--- BEGIN ---

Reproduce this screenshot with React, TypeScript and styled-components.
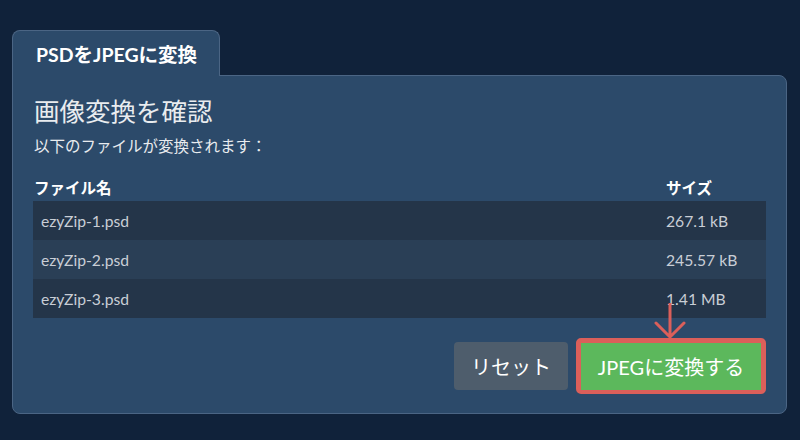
import React from "react";
import styled, { createGlobalStyle } from "styled-components";

const Global = createGlobalStyle`
  html, body { margin: 0; padding: 0; background: #10223a; }
  body { font-family: Lato, "Noto Sans CJK JP", sans-serif; }
`;

const Page = styled.div`
  width: 800px;
  height: 440px;
  box-sizing: border-box;
  padding: 30px 13px 0 12px;
  background: #10223a;
`;

const Tab = styled.div`
  position: relative;
  z-index: 1;
  width: 208px;
  height: 46px;
  box-sizing: border-box;
  margin-bottom: -1px;
  padding: 0 0 0 23px;
  display: flex;
  align-items: center;
  background: #2c4a6a;
  border: 1px solid #4b6584;
  border-bottom: none;
  border-radius: 8px 8px 0 0;
  color: #ffffff;
  font-weight: 700;
  font-size: 19.5px;
  white-space: nowrap;
`;

const Panel = styled.div`
  height: 339px;
  box-sizing: border-box;
  padding: 18px 20px 0 20px;
  background: #2c4a6a;
  border: 1px solid #4b6584;
  border-radius: 0 8px 8px 8px;
  display: flex;
  flex-direction: column;
`;

const Title = styled.h2`
  margin: 0 0 0 1px;
  font-weight: 400;
  font-size: 25.5px;
  line-height: 34px;
  color: #e9ecef;
`;

const Subtitle = styled.p`
  margin: 7px 0 0 1px;
  font-size: 15.5px;
  line-height: 22px;
  color: #e9ecef;
`;

const Table = styled.div`
  margin-top: 18px;
  display: flex;
  flex-direction: column;
`;

const Row = styled.div<{ $head?: boolean; $alt?: boolean }>`
  display: grid;
  grid-template-columns: 1fr 108px;
  align-items: center;
  height: ${(p) => (p.$head ? "26px" : "39px")};
  padding-bottom: ${(p) => (p.$head ? "2px" : "0")};
  box-sizing: border-box;
  background: ${(p) => (p.$head ? "transparent" : p.$alt ? "#2a3f56" : "#243549")};
  color: ${(p) => (p.$head ? "#ffffff" : "#c9ced6")};
  font-weight: ${(p) => (p.$head ? 700 : 400)};
  font-size: ${(p) => (p.$head ? "15.5px" : "15.7px")};
`;

const Cell = styled.div<{ $head?: boolean; $first?: boolean }>`
  padding-left: ${(p) => (p.$first ? (p.$head ? "1px" : "8px") : "8px")};
  white-space: nowrap;
`;

const Actions = styled.div`
  margin-top: 20px;
  display: flex;
  justify-content: flex-end;
  align-items: center;
  gap: 8px;
`;

const ResetButton = styled.button`
  width: 114px;
  height: 48px;
  border: none;
  border-radius: 4px;
  background: #4e5d6c;
  color: #ffffff;
  font-family: Lato, "Noto Sans CJK JP", sans-serif;
  font-size: 20px;
  padding: 0;
`;

const ConvertWrap = styled.div`
  position: relative;
  width: 190px;
  height: 56px;
  box-sizing: border-box;
  border: 5px solid #db5f5a;
  border-bottom-width: 4px;
  border-radius: 5px;
  background: #5cb85c;
  display: flex;
`;

const ConvertButton = styled.button`
  flex: 1;
  border: none;
  background: #5cb85c;
  color: #ffffff;
  font-family: Lato, "Noto Sans CJK JP", sans-serif;
  font-size: 20px;
  padding: 0;
  white-space: nowrap;
`;

const Arrow = styled.svg`
  position: absolute;
  left: 50%;
  bottom: calc(100% + 4px);
  transform: translateX(-50%);
  margin-left: -1px;
`;

const files = [
  { name: "ezyZip-1.psd", size: "267.1 kB" },
  { name: "ezyZip-2.psd", size: "245.57 kB" },
  { name: "ezyZip-3.psd", size: "1.41 MB" },
];

export default function App() {
  return (
    <>
      <Global />
      <Page>
        <Tab>PSDをJPEGに変換</Tab>
        <Panel>
          <Title>画像変換を確認</Title>
          <Subtitle>以下のファイルが変換されます：</Subtitle>
          <Table>
            <Row $head>
              <Cell $head $first>ファイル名</Cell>
              <Cell $head>サイズ</Cell>
            </Row>
            {files.map((f, i) => (
              <Row key={f.name} $alt={i % 2 === 1}>
                <Cell $first>{f.name}</Cell>
                <Cell>{f.size}</Cell>
              </Row>
            ))}
          </Table>
          <Actions>
            <ResetButton>リセット</ResetButton>
            <ConvertWrap>
              <Arrow width="34" height="36" viewBox="0 0 34 36">
                <path
                  d="M17 1 V34 M3 20 L17 34 L31 20"
                  fill="none"
                  stroke="#db5f5a"
                  strokeWidth="3"
                  strokeLinecap="round"
                  strokeLinejoin="round"
                />
              </Arrow>
              <ConvertButton>JPEGに変換する</ConvertButton>
            </ConvertWrap>
          </Actions>
        </Panel>
      </Page>
    </>
  );
}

--- END ---

Requirements →
In the listing above, find the lines holding the word "components" and copy them.

Response for this exercise →
Reproduce this screenshot with React, TypeScript and styled-components.
import styled, { createGlobalStyle } from "styled-components";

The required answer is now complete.